Another promising application is decisions on when and how to raise more capital. The book says that when CEOs initiate a sale of more stock, stock prices fall by 2-3%, as investors fear secret CEO info on firm money problems, or that the stock price is currently too high. While board approval is usually required for such sales, that doesn’t prevent this problem. However when shareholder votes must also approve such stock sales, prices instead rise. The same pattern holds for mergers and acquisitions done with or without shareholder approval. Similarly, stocks rise 6-7% when activist investors buy blocks of stocks, intending to make governance proposals to be approved by shareholder votes.
Thus there are many identifiable types of firm governance decisions where investors are right to be skeptical about CEO proposals, even when they are supported by boards. Requiring shareholder votes to approve those proposals is one kind of check, but instead requiring futarchy approval, or at least the lack of a futarchy veto, seems to me a faster cheaper better-informed alternative process. Great firm value may be unleashed via creating futarchy systems for such decisions.
Those book quotes:
Corporate conglomerates had been “allowed to destroy 50% for more of the operating value of their franchises” before outside investors became willing and able to raise the funding to intervene.(p.xiv)
Stock prices do indeed fall - by 2-3% on average - upon seasoned equity offering announcements. … But why do they fall? Stew’s explanation … focuses on the infraction disadvantage of outside investors vis-a-vis managers or other insiders about matters like to affect the value of the firm. …
* The plan to raise any capital - debt or equity - increases the possibility, and investors’ suspicions, that the company is seeking new capital mainly just to make up for an unexpected shortfall in earnings for cash flows, and not to fund necessary or promising investment.
* Investors view managements and seeking to raise equality opportunistically - that is, when they think the company’s shares are overvalued - and to avoid issuing new shares when the company is undervalued, since this would effectively transfer value from the old shareholders to any new shareholders who take up the offering. (p.95)
Data … about the operating performance of U.S. companies with at least $50 million in sales that were bought by US. buyout firms during the period 1981-1986 … For the 76 “round trip” deals (management buyouts of public companies that went public again through IPOs) in his sample, the operating gains resulted init increases enterprise value (debt plus equity) of roughly 100%. … Little evidence of a decline in employment levels or averse wage rates of blue collar workers after LBOs. (p.129)
For the 29 public equity (PE) vintage years from 1986 through 2014, PE firms produced for their LPs an impressive average “direct alpha” or above market return of almost 500 basis points … reported an annual average value-weighted excess return of 3.5%. (p.134)
Recent estimates … private equity owned U.S. companies … have attained a total market cap roughly equivalent to 10% of the total market cap of U.S. public companies. (p.143)
Remarkable “meta study” of over 100 studies of the market reactions to announcements of the three main kinds of seasoned stock offerings - public offers, rights offers and private placements - by public companies in 23 different countries.
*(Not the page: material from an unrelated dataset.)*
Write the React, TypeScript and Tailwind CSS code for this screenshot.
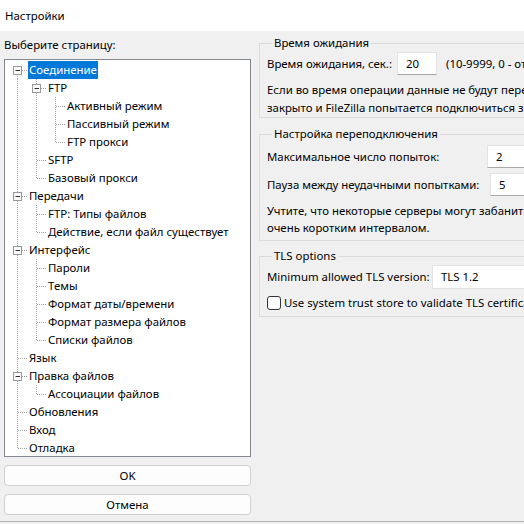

What Holderness finds is an astonishingly simple, and consistent, empirical regularity. When shareholders are required to approve new stock issues, the average stock returns to announcements of seasoned stock offerings by public companies are positive - on the order of 2% (and highly statistically significant). But when managers issue stock without shareholder approvals, as we have already seen in the case of U.S. public offerings, the returns are significant negative - a percent to -3%, on average. …
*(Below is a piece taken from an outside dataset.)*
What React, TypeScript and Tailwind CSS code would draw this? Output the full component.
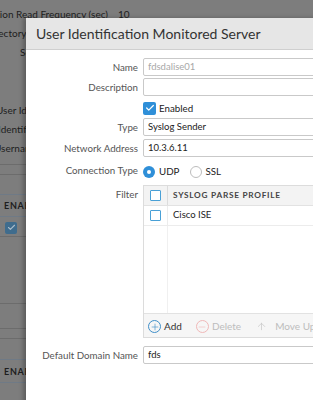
import { Plus, Minus, ArrowUp, Check } from "lucide-react"

const font = { fontFamily: "Lato, 'Open Sans', sans-serif" }

function BgLine({ className = "" }: { className?: string }) {
    return <div className={`h-px bg-[#6c6c6c] ${className}`} />
}

function Background() {
    return (
        <div className="flex flex-col text-[10px] text-[#1e1e1e] leading-none">
            <div className="h-[7px]" />
            <div className="flex items-center h-[14px] whitespace-nowrap">
                <div className="w-[108px] shrink-0 flex justify-end">
                    <span className="whitespace-nowrap">Session Read Frequency (sec)</span>
                </div>
                <span className="ml-[10px]">10</span>
            </div>
            <div className="h-[5px]" />
            <div className="flex items-center h-[14px] whitespace-nowrap">
                <span className="-ml-[15px]">Directory</span>
            </div>
            <div className="h-[5px]" />
            <div className="flex items-center h-[14px] whitespace-nowrap">
                <span className="ml-[20px]">Server</span>
            </div>
            <div className="h-[44px]" />
            <div className="flex items-center h-[14px] whitespace-nowrap">
                <span className="-ml-[4px]">User Identification</span>
            </div>
            <div className="h-[5px]" />
            <div className="flex items-center h-[14px] whitespace-nowrap">
                <span className="-ml-[2px]">Identification</span>
            </div>
            <div className="h-[5px]" />
            <div className="flex items-center h-[14px] whitespace-nowrap">
                <span className="-ml-[6px]">Username</span>
            </div>
            <div className="h-[9px]" />
            <BgLine />
            <div className="h-[9px]" />
            <BgLine />
            <div className="h-[19px]" />
            <div className="h-px bg-[#6f7a86]" />
            <div className="flex items-center h-[21px] pl-[4px] font-bold text-[9px] tracking-[0.08em] whitespace-nowrap">ENABLED</div>
            <div className="h-px bg-[#6f7a86]" />
            <div className="h-[5px]" />
            <div className="flex items-center h-[11px] pl-[5px]">
                <div className="w-[12px] h-[12px] rounded-[2px] bg-[#3f6c8d] flex items-center justify-center">
                    <Check className="w-[9px] h-[9px] text-[#a9bccb]" strokeWidth={3} />
                </div>
            </div>
            <div className="h-[3px]" />
            <BgLine />
            <div className="h-[66px]" />
            <BgLine />
            <div className="h-[24px]" />
            <BgLine />
            <div className="h-[9px]" />
            <BgLine />
            <div className="h-[20px]" />
            <div className="h-px bg-[#6f7a86]" />
            <div className="flex items-center h-[22px] pl-[4px] font-bold text-[9px] tracking-[0.08em] whitespace-nowrap">ENABLED</div>
            <div className="h-px bg-[#6f7a86]" />
        </div>
    )
}

function Row({ label, children, className = "" }: { label: string; children?: React.ReactNode; className?: string }) {
    return (
        <div className={`flex items-center h-[18px] ${className}`}>
            <div className="w-[112px] shrink-0 text-right text-[9.75px] text-[#555] whitespace-nowrap">{label}</div>
            <div className="flex-1 flex items-center ml-[5px]">{children}</div>
        </div>
    )
}

function TextBox({ value, muted = false }: { value: string; muted?: boolean }) {
    return (
        <div className={`w-full h-[18px] border border-[#c9c9c9] rounded-[2px] bg-white flex items-center pl-[4px] text-[9.5px] ${muted ? "text-[#a8a8a8]" : "text-[#222]"}`}>
            {value}
        </div>
    )
}

function Box() {
    return <div className="w-[11px] h-[11px] border-[1.5px] border-[#49a0d6] rounded-[1px] bg-white" />
}

function Modal() {
    return (
        <div className="absolute left-[26px] top-[18px] w-[320px] h-[400px] bg-white shadow-[-3px_0_4px_rgba(0,0,0,0.25)]">
            <div className="h-[32px] bg-[#e6e6e6] border-b border-[#cfcfcf] flex items-center pl-[10px] text-[14px] text-[#333] whitespace-nowrap">
                User Identification Monitored Server
            </div>
            <div className="flex flex-col gap-[2px] pt-[8px]">
                <Row label="Name"><TextBox value="fdsdalise01" muted /></Row>
                <Row label="Description"><TextBox value="" /></Row>
                <Row label="" className="mt-[1px]">
                    <div className="flex items-center gap-[2px] text-[9.75px] text-[#222]">
                        <div className="w-[13px] h-[13px] rounded-[2px] bg-[#2f8fd8] flex items-center justify-center">
                            <Check className="w-[10px] h-[10px] text-white" strokeWidth={3} />
                        </div>
                        <span className="ml-[1px]">Enabled</span>
                    </div>
                </Row>
                <Row label="Type" className="-mt-[1px]"><TextBox value="Syslog Sender" /></Row>
                <Row label="Network Address" className="mt-[1px]"><TextBox value="10.3.6.11" /></Row>
                <Row label="Connection Type" className="mt-[2px]">
                    <div className="flex items-center text-[9.75px] text-[#222] pt-[3px]">
                        <div className="w-[12px] h-[12px] rounded-full bg-[#2f8fd8] flex items-center justify-center">
                            <div className="w-[4px] h-[4px] rounded-full bg-white" />
                        </div>
                        <span className="ml-[4px]">UDP</span>
                        <div className="ml-[11px] w-[12px] h-[12px] rounded-full border border-[#bdbdbd] bg-white" />
                        <span className="ml-[3px]">SSL</span>
                    </div>
                </Row>
                <div className="flex mt-[4px]">
                    <div className="w-[112px] shrink-0 text-right text-[9.75px] text-[#555] pt-[2px]">Filter</div>
                    <div className="flex-1 ml-[5px] border border-[#dcdcdc] flex flex-col h-[153px]">
                        <div className="flex h-[20px] bg-[#f3f3f3] border-b border-[#e2e2e2]">
                            <div className="w-[24px] flex items-center justify-center border-r border-[#dcdcdc]"><Box /></div>
                            <div className="flex items-center pl-[5px] text-[8.25px] font-bold tracking-[0.09em] text-[#444] whitespace-nowrap">SYSLOG PARSE PROFILE</div>
                        </div>
                        <div className="flex h-[20px] border-b border-[#ececec]">
                            <div className="w-[24px] flex items-center justify-center border-r border-[#ececec]"><Box /></div>
                            <div className="flex items-center pl-[5px] text-[9.5px] text-[#222]">Cisco ISE</div>
                        </div>
                        <div className="flex-1 flex">
                            <div className="w-[24px] border-r border-[#f0f0f0]" />
                        </div>
                        <div className="h-[24px] bg-[#f6f6f6] border-t border-[#e2e2e2] flex items-center pl-[4px] pt-[2px] text-[10px] whitespace-nowrap">
                            <div className="w-[13px] h-[13px] rounded-full border border-[#3f8fc9] flex items-center justify-center">
                                <Plus className="w-[10px] h-[10px] text-[#3f8fc9]" strokeWidth={1.5} />
                            </div>
                            <span className="ml-[3px] text-[#333]">Add</span>
                            <div className="ml-[14px] w-[13px] h-[13px] rounded-full border border-[#f0b8b8] flex items-center justify-center">
                                <Minus className="w-[10px] h-[10px] text-[#f0b8b8]" strokeWidth={1.5} />
                            </div>
                            <span className="ml-[3px] text-[#bdbdbd]">Delete</span>
                            <ArrowUp className="ml-[15px] w-[11px] h-[11px] text-[#c4c4c4]" strokeWidth={1.5} />
                            <span className="ml-[8px] text-[#bdbdbd]">Move Up</span>
                        </div>
                    </div>
                </div>
                <Row label="Default Domain Name" className="mt-[6px]"><TextBox value="fds" /></Row>
            </div>
        </div>
    )
}

export default function App() {
    return (
        <div className="relative w-[313px] h-[400px] overflow-hidden bg-[#7d7d7d]" style={font}>
            <Background />
            <Modal />
        </div>
    )
}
Strikingly consistent positive market responses to announcements of large acquisitions by UK companies that require shareholder approval … in sharp contrast to the zero or negative average announcement returns for the transactions not subject to a shareholder vote. … U.S. M&A markets - where even the largest deals can easily be (and typically are) structured to avoid shareholder votes … the larger U.S. deals provide returns to shareholders that were significantly negative, on average. (p.148)
Longer-run effects of some 1,740 separate “engagements” of public companies by 330 different hedge funds operating in 23 countries during the period 2000-2010. Like many other studies of activists this one starts by confirming the market’s initial enthusiasm about activists block purchases and proposals. But the initial positive returns (of round 6-7% on almost all countries) are maintained only when the engagements lead to “events” with consequences - outcomes like increases in payouts, board replacements, or restructurings. In such cases the initial returns end up significantly higher than 6%. … the incidence and probability of activist engagements are greatest in in companies and countries with large proportions of institutional investors, particular when the investors happen to be based in the U.S. (p.149)
To me, private equity seems like the opposite direction as futarchy. The point of private equity is that all the transparency, crowd input, and rules around being a publicly listed company can be detrimental, and you can do better if you just take the whole thing private for a while. Whereas futarchy is this idea of applying even more transparency and rules for crowd input to the operation of a company.
Again you're conflating CEO ownership (where the CEO might be expected to have insider information about the company) with ownership by a separate private equity firm, which would be expected to have no more information about the company than any other activist investor.
I'm skeptical about some of these figures. What's actually being measured for the "excess return"? Most private equity firms are not buying out publicly traded companies, so you can't compare stock prices before and after. They're buying out small privately owned companies - probably taking advantage of the owners' ignorant undervaluation of their own company. They're competing with the prior owners, not the market at large.
If, when a private equity firm buys out a public company, it achieves a value-weighted annual excess return of 3.5%, why don't they already control most of the capital in the nation, instead of just 10%?
> But the initial positive returns (of round 6-7% on almost all countries) are maintained only when the engagements lead to “events” with consequences - outcomes like increases in payouts, board replacements, or restructurings.
To me this smells like subgroup analysis. There are positive returns... but only when we restrict the sample by some ill-defined post-hoc criteria.